Start Listing

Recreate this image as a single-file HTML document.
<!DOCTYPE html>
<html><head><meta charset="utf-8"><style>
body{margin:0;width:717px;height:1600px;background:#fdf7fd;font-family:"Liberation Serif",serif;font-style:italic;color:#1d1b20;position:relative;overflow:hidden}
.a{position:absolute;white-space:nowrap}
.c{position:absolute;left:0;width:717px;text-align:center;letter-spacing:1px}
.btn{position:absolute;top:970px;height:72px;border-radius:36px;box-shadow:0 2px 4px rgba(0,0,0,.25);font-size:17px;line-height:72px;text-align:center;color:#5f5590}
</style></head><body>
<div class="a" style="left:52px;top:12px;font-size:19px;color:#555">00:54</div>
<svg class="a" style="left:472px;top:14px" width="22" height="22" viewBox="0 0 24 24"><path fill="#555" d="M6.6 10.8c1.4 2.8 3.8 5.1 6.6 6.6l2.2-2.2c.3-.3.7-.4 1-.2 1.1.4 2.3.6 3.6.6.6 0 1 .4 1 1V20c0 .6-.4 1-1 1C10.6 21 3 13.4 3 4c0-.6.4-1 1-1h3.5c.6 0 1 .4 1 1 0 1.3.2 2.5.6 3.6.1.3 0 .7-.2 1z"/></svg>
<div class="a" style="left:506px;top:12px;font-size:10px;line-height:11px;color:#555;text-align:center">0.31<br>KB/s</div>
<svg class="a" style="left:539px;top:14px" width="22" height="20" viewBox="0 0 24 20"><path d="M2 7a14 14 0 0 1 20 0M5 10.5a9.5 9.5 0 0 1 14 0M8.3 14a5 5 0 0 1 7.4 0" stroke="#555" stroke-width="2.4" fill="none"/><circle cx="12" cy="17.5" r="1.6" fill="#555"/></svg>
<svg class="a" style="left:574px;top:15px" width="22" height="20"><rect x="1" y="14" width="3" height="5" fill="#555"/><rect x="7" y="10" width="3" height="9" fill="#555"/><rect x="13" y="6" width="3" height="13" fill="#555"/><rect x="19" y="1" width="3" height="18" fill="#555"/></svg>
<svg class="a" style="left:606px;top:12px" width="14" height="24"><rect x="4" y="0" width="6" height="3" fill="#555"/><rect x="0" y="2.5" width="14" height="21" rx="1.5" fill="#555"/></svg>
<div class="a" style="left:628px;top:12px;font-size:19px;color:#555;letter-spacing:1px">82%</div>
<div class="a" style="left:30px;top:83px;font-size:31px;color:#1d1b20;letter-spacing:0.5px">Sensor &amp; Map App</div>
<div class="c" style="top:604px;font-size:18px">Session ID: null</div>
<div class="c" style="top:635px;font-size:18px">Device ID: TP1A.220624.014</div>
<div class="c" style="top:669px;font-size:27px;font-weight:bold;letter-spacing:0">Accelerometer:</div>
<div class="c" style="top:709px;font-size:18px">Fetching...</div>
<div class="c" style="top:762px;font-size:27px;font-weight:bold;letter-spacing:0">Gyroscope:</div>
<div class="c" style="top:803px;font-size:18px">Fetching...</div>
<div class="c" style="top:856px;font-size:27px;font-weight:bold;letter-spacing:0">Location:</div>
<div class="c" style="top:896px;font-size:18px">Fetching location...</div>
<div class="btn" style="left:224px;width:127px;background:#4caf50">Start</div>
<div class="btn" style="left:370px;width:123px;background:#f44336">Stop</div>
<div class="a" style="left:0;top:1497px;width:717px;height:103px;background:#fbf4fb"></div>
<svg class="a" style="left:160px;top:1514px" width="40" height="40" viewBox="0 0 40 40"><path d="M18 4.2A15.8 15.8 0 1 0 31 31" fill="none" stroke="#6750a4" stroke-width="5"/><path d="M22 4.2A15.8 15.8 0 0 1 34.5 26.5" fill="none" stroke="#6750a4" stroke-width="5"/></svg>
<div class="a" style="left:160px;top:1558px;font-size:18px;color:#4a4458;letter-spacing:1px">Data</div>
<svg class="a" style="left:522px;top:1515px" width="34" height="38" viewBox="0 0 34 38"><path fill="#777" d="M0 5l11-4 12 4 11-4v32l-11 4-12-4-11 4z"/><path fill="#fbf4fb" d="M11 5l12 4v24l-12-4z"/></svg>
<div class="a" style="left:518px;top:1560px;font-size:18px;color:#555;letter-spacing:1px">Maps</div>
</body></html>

End Listing
Start Listing

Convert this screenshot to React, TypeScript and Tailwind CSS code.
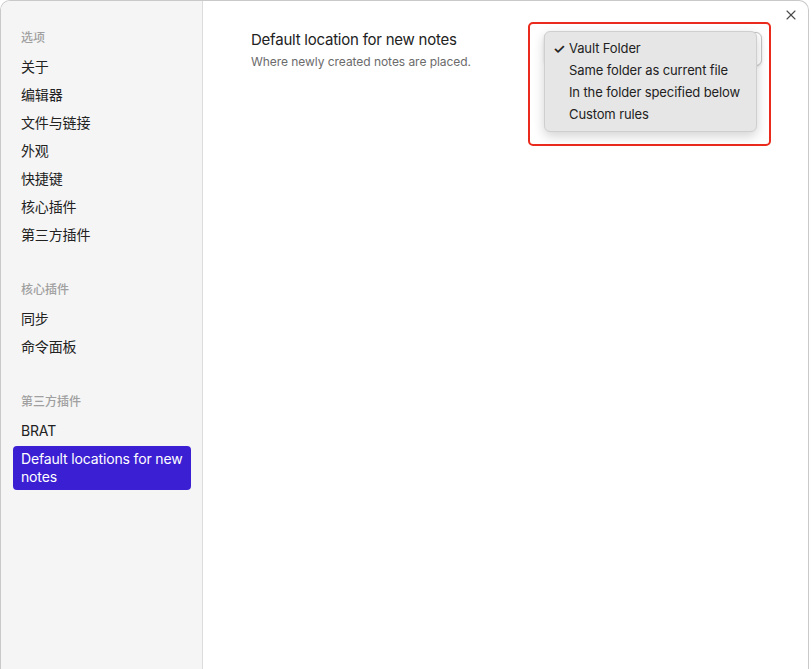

End Listing

Output a single number: how many lines contain the word "this".

• _Final result_: 2